Kroger announced Wednesday that it will soon offer rapid COVID-19 antibody tests for $25 in its pharmacies.

Antibody tests detect whether a person has had COVID-19 in the past. They do not detect active infections. The test will be taken by a small sample of blood from the finger and results will be ready within 15 minutes.

At this time, the tests are offered in California and Michigan, but Kroger expects to have the tests in all of their pharmacies by the end of November.

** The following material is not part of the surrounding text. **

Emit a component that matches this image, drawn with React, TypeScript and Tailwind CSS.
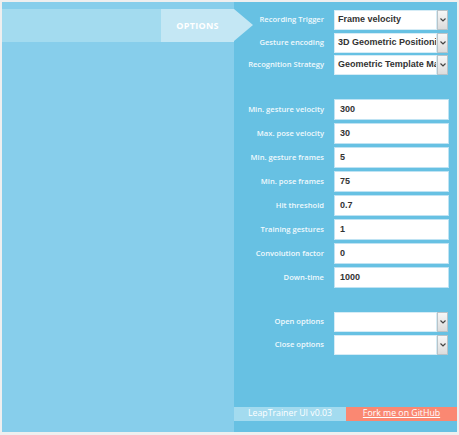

“Throughout the COVID-19 pandemic, Kroger Heath has remained committed to helping people live healthier lives by offering in-clinic and at-home COVID-19 testing solutions supported by our multi-disciplinary team of licensed, trained and experienced health care providers,” said Colleen Lindholz, president of Kroger Health in a statement. “Making rapid antibody testing available across our family of pharmacies will not only provide an affordable and convenient testing solution for individuals who want to understand if they have previously been infected with the virus that causes COVID-19, but also help clinicians understand the long-term impacts of COVID-19 and potential public health strategies for fighting the disease.”

Research is still underway to determine how long antibodies are present following infection and if the presence of antibodies provides protective immunity. Regardless of the testing result, all patients should continue to practice FDA-recommended safety guidelines, including social distancing and wearing masks.